During a meeting this month of the Orange City Council, Texas A&M Data Scientist Dr. Bahareh Alizadeh talked about the use of artificial intelligence in helping communities map flood risks.

Under the direction of project lead and principal investigator Dr. Amir H Behzadan, associate professor of construction science, Alizadeh researched existing flood detection systems and found them to be insufficient.

Her presentation revealed harmful impacts of flooding in the United States, which include more than 2,000 fatalities in the last 10 years and predicts an increase in flood activity, along with triple the economic costs.

“Because water levels change over time and move downstream, we need to have timely access to water level depth in urban areas for successful search and rescue operations,” Alizadeh said.

Photos uploaded to blupix.geos.tamu.edu can be used to calculate and share real time flooding information based on information set up through stop sign collection. (Courtesy photo)

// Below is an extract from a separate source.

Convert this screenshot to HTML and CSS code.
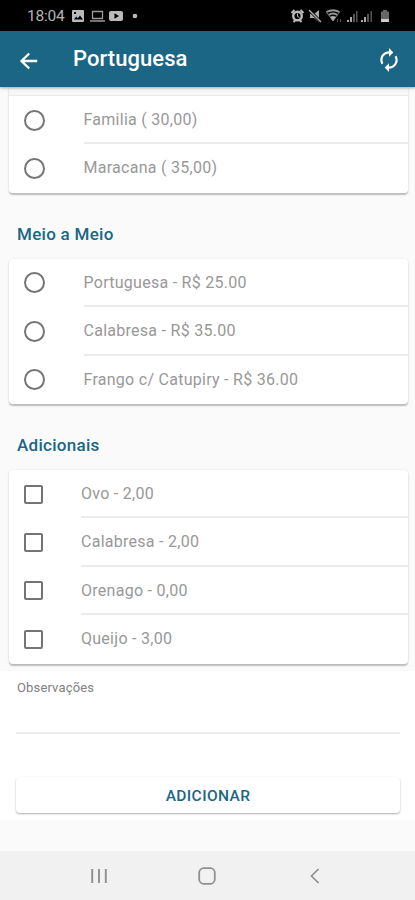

Her study of data collection tools argued there was an insufficient amount of flood gauges — less than 10,000 nationwide. Another critique explored the changing landscape of urban areas and found stop signs, which are used with a national standard, provide an alternative to data collection that could replace what Alizadeh refers to as “outdated FEMA flood maps.”

Charles X. White, president and CEO of Charity Productions, was on hand to address the council as a member of the community outreach team and research partner. He touted the benefits of citizen participation in flood mapping.

There are no fees involved, he said, adding there is an active smart phone app created at Texas A&M that uses existing stop signs as flood gauges.

“So, if we turn those 950 million stop signs into data collection points, or flood gauges, that’s a benefit,” he said. “The idea is from Orange to Houston, having a series of data collection where the citizens could take a picture of a stop sign, upload it into the software and it becomes part of a big database.”

The program needs photos taken of submerged stop signs to be shared on an app platform Texas A&M created called Blupix.

When you take a photo with your phone, your phone records a GPS location of where you are. The app uses that location and uses Google Street View to find that same stop sign without the flood, so it now has a pair of photos of the same sign.

Built-in artificial intelligence runs a computer model to detect the red octagonal shape of the sign, and the length of the pole under the stop sign determines how much water exists in that area.

Before the flood, the program has already determined the length of the pole, allowing a reading of water levels during a storm to be known.

The flood collection app, Blupix can be downloaded and is used to collect pre- and post-flood photographs of stop signs.

According to Alizadeh, the technology has been used successfully in several communities. The wider usage of the tool is meant to enhance its data set.

“We have collected so far about 500 photos, so it’s public and running since last year, like a year and a half ago, people are using it but we are trying to get more communities’ help,” she said.